Mr. Justice Holmes, in speaking for one-half of the court in regard to the same provisions which we are here considering, said “ The Act should be read as referring only to transactions taking place after it was passed * * Blodgett v. Holden, 275 U. S. 142. The creation of this trust was a transaction which took place prior to the passage of the Act. The trust was valid even though the creator *1192retained the power to alter, amend or revoke it. Stone v. Hackett, 12 Gray 227; Farmers’ Loan & Trust Co. v. Bowers, 29 Fed. (2d) 14; Hibbard, Spencer, Bartlett & Co., 5 B. T. A. 464. “ The right to revoke, unexercised, is a dead thing. Its presence in a deed does not alter the character of the instrument or estate granted.” In re Dolan's Estate, 279 Pa. 582. Power of revocation does not affect the legal title to the property. After the relinquishment of this power the trust was no more effective than formerly. Cf. J. T. Fargason, 21 B. T. A. 1032. Here the grantor did not retain the income to himself for life as in the Saltonstall and Beinecke cases, supra. The Act taxes a “transfer” “by gift” “of any property.” The relinquishment affected no physical transfer, no change in possession, and no change in the legal or equitable title to the trust res. The holder of the power was not technically the owner of the trust property at the time he relinquished the power. The power itself “ is not a property right nor an interest in property.” Farmers’ Loan & Trust Co. v. Bowers, supra. Cf. Jones v. Clifton, 101 U. S. 225. Technically, the relinquishment did not transfer but rather extinguished something. Cf. In re Hall’s Estate, 99 N. J. L. 1; affd., 100 N. J. 405. Thereafter, that which had vested could never be divested, the gift could no longer be recalled. Here only one thing happened after the passage of the Act, the relinquishment of the power. It was at most but the final step of the grantor. Alone and separated from the steps previously taken it certainly did not transfer anything. It merely completed the shifting of the economic benefits which had been at least partially accomplished prior to 1924. If the Act be held to impose a tax upon such a transaction, it must be read as referring not only to that part of the transaction which took place after it was passed (the relinquishment), but also to that part which took place before it was passed (the creation of the trust). But the Act applies only to transfers made during the taxable year.

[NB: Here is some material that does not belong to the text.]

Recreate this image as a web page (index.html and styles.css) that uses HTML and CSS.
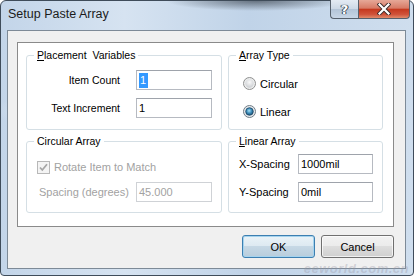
FILE: index.html
```html
<!DOCTYPE html>
<html>
<head>
<meta charset="utf-8">
<title>Setup Paste Array</title>
<link rel="stylesheet" href="styles.css">
</head>
<body>
<div class="window">
  <div class="titlebar">
    <span class="title">Setup Paste Array</span>
    <div class="caps">
      <div class="cap help"><span>?</span></div>
      <div class="cap close">
        <svg width="14" height="12" viewBox="0 0 14 12"><path d="M2.5 1.5 L11.5 10.5 M11.5 1.5 L2.5 10.5" stroke="#3a2a28" stroke-width="4" stroke-linecap="square"/><path d="M2.5 1.5 L11.5 10.5 M11.5 1.5 L2.5 10.5" stroke="#fff" stroke-width="2.2" stroke-linecap="square"/></svg>
      </div>
    </div>
  </div>
  <div class="client">
    <div class="panel">
      <div class="grid">
        <div class="group place">
          <span class="legend"><u>P</u>lacement&nbsp; Variables</span>
          <div class="frow">
            <span class="rlabel">Item Count</span>
            <div class="input"><span class="sel">1</span></div>
          </div>
          <div class="frow">
            <span class="rlabel">Text Increment</span>
            <div class="input">1</div>
          </div>
        </div>
        <div class="group atype">
          <span class="legend"><u>A</u>rray Type</span>
          <div class="radio">
            <svg width="13" height="13" viewBox="0 0 13 13">
              <defs>
                <radialGradient id="rg0" cx="0.5" cy="0.35" r="0.7"><stop offset="0" stop-color="#fafafa"/><stop offset="1" stop-color="#c8cbcf"/></radialGradient>
              </defs>
              <circle cx="6.5" cy="6.5" r="6" fill="#eceded" stroke="#8f9090"/>
              <circle cx="6.5" cy="6.5" r="4.2" fill="url(#rg0)"/>
            </svg>
            <span>Circular</span>
          </div>
          <div class="radio">
            <svg width="13" height="13" viewBox="0 0 13 13">
              <defs>
                <radialGradient id="rg1" cx="0.45" cy="0.4" r="0.6"><stop offset="0" stop-color="#a9e2f7"/><stop offset="0.55" stop-color="#3b8bb8"/><stop offset="1" stop-color="#1c4f72"/></radialGradient>
              </defs>
              <circle cx="6.5" cy="6.5" r="6" fill="#e8eaec" stroke="#6f7c86"/>
              <circle cx="6.5" cy="6.5" r="3.8" fill="url(#rg1)" stroke="#1a4868" stroke-width="0.8"/>
            </svg>
            <span>Linear</span>
          </div>
        </div>
        <div class="group circ">
          <span class="legend">Circular Array</span>
          <div class="check">
            <svg width="13" height="13" viewBox="0 0 13 13">
              <rect x="0.5" y="0.5" width="12" height="12" fill="#f4f4f4" stroke="#b8b8b8"/>
              <path d="M3 6.5 L5.3 9 L10 3.3" fill="none" stroke="#a6a6a6" stroke-width="1.8"/>
            </svg>
            <span>Rotate Item to Match</span>
          </div>
          <div class="frow sp">
            <span class="llabel">Spacing (degrees)</span>
            <div class="input disabled">45.000</div>
          </div>
        </div>
        <div class="group lin">
          <span class="legend"><u>L</u>inear Array</span>
          <div class="frow">
            <span class="xlabel">X-Spacing</span>
            <div class="input">1000mil</div>
          </div>
          <div class="frow">
            <span class="xlabel">Y-Spacing</span>
            <div class="input">0mil</div>
          </div>
        </div>
      </div>
    </div>
    <div class="buttons">
      <div class="btn default">OK</div>
      <div class="btn">Cancel</div>
    </div>
    <div class="watermark">eeworld.com.cn</div>
  </div>
</div>
</body>
</html>
```
FILE: styles.css
```css
html, body {
  margin: 0;
  padding: 0;
  width: 414px;
  height: 276px;
  overflow: hidden;
  background: #fff;
}
.window {
  box-sizing: border-box;
  width: 414px;
  height: 276px;
  padding: 0 7px 6px 6px;
  display: flex;
  flex-direction: column;
  border: 1px solid #3f4c5a;
  border-radius: 6px 6px 4px 4px;
  background:
    radial-gradient(ellipse 90px 10px at 62% 0, rgba(30,36,44,0.55), rgba(30,36,44,0) 100%),
    radial-gradient(ellipse 80px 20px at 18% 40%, rgba(255,255,255,0.55), rgba(255,255,255,0) 100%),
    linear-gradient(90deg, #c3d5e9 0%, #d6e3f1 30%, #c0d3e8 60%, #cfdeee 100%);
  font-family: "Liberation Sans", Arial, sans-serif;
  font-size: 10.5px;
  color: #000;
  position: relative;
}
.titlebar {
  height: 29px;
  display: flex;
  align-items: flex-start;
  flex-shrink: 0;
}
.title {
  padding-left: 1px;
  margin-top: 6px;
  font-size: 12.5px;
  color: #1b1b1b;
}
.caps {
  margin-left: auto;
  margin-right: -4px;
  margin-top: -1px;
  display: flex;
}
.cap {
  height: 19px;
  box-sizing: border-box;
  border: 1px solid #56606c;
  border-top: none;
  display: flex;
  align-items: center;
  justify-content: center;
}
.help {
  width: 28px;
  border-radius: 0 0 0 4px;
  border-right: none;
  background: linear-gradient(180deg, #e4ebf3 0%, #ccd8e6 50%, #b3c4d7 51%, #c8d6e6 100%);
}
.help span {
  font-family: "DejaVu Sans", sans-serif;
  font-weight: bold;
  font-size: 13px;
  color: #fff;
  text-shadow: 0 0 1px #3a4654, 0 0 1px #3a4654, 1px 0 0 #3a4654, -1px 0 0 #3a4654;
}
.close {
  width: 52px;
  border-radius: 0 0 4px 0;
  background: linear-gradient(180deg, #e6a898 0%, #d77b66 45%, #c5391f 52%, #d0533a 80%, #e08b6b 100%);
}
.client {
  flex: 1;
  background: #f0f0f0;
  border: 1px solid #7d8a97;
  display: flex;
  flex-direction: column;
  position: relative;
}
.panel {
  margin: 11px 0 0 9px;
  width: 377px;
  height: 185px;
  box-sizing: border-box;
  border: 1px solid #8a8a8a;
  background: #fff;
  padding: 12px 0 0 8px;
}
.grid {
  display: grid;
  grid-template-columns: 196px 155px;
  grid-template-rows: 75px 72px;
  column-gap: 6px;
  row-gap: 11px;
}
.group {
  position: relative;
  border: 1px solid #d5dfe5;
  border-radius: 3px;
  box-sizing: border-box;
}
.legend {
  position: absolute;
  top: -7px;
  left: 7px;
  padding: 0 3px;
  background: #fff;
  line-height: 13px;
  white-space: nowrap;
}
.legend u {
  text-decoration: underline;
}
.frow {
  display: flex;
  align-items: center;
  height: 20px;
}
.place {
  padding-top: 14px;
}
.place .frow + .frow {
  margin-top: 8px;
}
.rlabel {
  width: 93px;
  text-align: right;
  margin-right: 16px;
}
.input {
  box-sizing: border-box;
  width: 76px;
  height: 20px;
  border: 1px solid #b6bac1;
  border-top-color: #9ea3ab;
  background: #fff;
  padding: 0 2px;
  display: flex;
  align-items: center;
  font-size: 11px;
}
.sel {
  background: #3399ff;
  color: #fff;
  padding: 0 2px 0 1px;
  line-height: 15px;
}
.atype {
  padding: 21px 0 0 14px;
}
.radio {
  display: flex;
  align-items: center;
  height: 13px;
}
.radio + .radio {
  margin-top: 15px;
}
.radio svg {
  display: block;
  margin-right: 4px;
}
.radio span {
  font-size: 11px;
}
.circ {
  padding: 15px 0 0 10px;
  color: #a2a2a2;
}
.circ .legend {
  color: #000;
}
.check {
  display: flex;
  align-items: center;
  height: 20px;
  font-size: 11px;
}
.check svg {
  display: block;
  margin-right: 4px;
}
.sp {
  margin-top: 5px;
  margin-left: 2px;
}
.llabel {
  width: 97px;
  font-size: 11px;
}
.input.disabled {
  border-color: #cfd2d6;
  color: #a2a2a2;
}
.lin {
  padding: 12px 0 0 10px;
}
.lin .frow + .frow {
  margin-top: 8px;
}
.xlabel {
  width: 59px;
  font-size: 11px;
}
.lin .input {
  width: 75px;
}
.buttons {
  display: flex;
  justify-content: flex-end;
  gap: 6px;
  margin: 8px 11px 0 0;
}
.btn {
  box-sizing: border-box;
  width: 73px;
  height: 23px;
  border: 1px solid #707070;
  border-radius: 3px;
  background: linear-gradient(180deg, #f2f2f2 0%, #ebebeb 49%, #dddddd 50%, #cfcfcf 100%);
  display: flex;
  align-items: center;
  justify-content: center;
  font-size: 11px;
  box-shadow: inset 0 0 0 1px rgba(255,255,255,0.7);
}
.btn.default {
  border-color: #3c7fb1;
  background: linear-gradient(180deg, #eaf3f8 0%, #dde9f1 49%, #c6d8e5 50%, #b8cddc 100%);
  box-shadow: inset 0 0 0 1px #a5d3ee;
}
.watermark {
  position: absolute;
  right: -4px;
  bottom: -8px;
  font-family: "Liberation Sans", Arial, sans-serif;
  font-weight: bold;
  font-style: italic;
  font-size: 13px;
  color: rgba(150, 150, 165, 0.35);
  letter-spacing: 0.5px;
}
```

Tax provisions must be strictly construed, and if there be doubt as to a proper construction, that doubt must be resolved in favor of the taxpayer. Gould v. Gould, 245 U. S. 151; United States v. Merriam, 263 U. S. 179; Reinecke v. Northern Trust Co., supra. The language used must be reasonably construed, but may not be extended by implication or otherwise. Smietanka v. First Trust & Savings Bank, 257 U. S. 602. The statute should be read as a whole. Hellmich v. Hellman, 276 U. S. 233. Yague or doubtful interpretations may never serve to impose a duty upon a citizen, but clear and express words are required for that purpose. Isham v. United States, 17 Wall. 496; Hartranft v. Wiegmann, 121 U. S. 609. Not only could Congress have easily expressed more clearly an intention to tax upon the termination of a power to revoke, but when it has had such an *1193intention it has usually expressed it more clearly. Notwithstanding the administrative construction adopted by the Treasury Department, I think that there is at least doubt as to whether the gift-tax provisions, strictly construed and giving to the words used their ordinary meaning, impose a tax on the transfers here in question. Cf. United States v. Field, 255 U. S. 257. That doubt should be resolved in favor of the taxpayer.
Matthews and GoodRich agree with this dissent.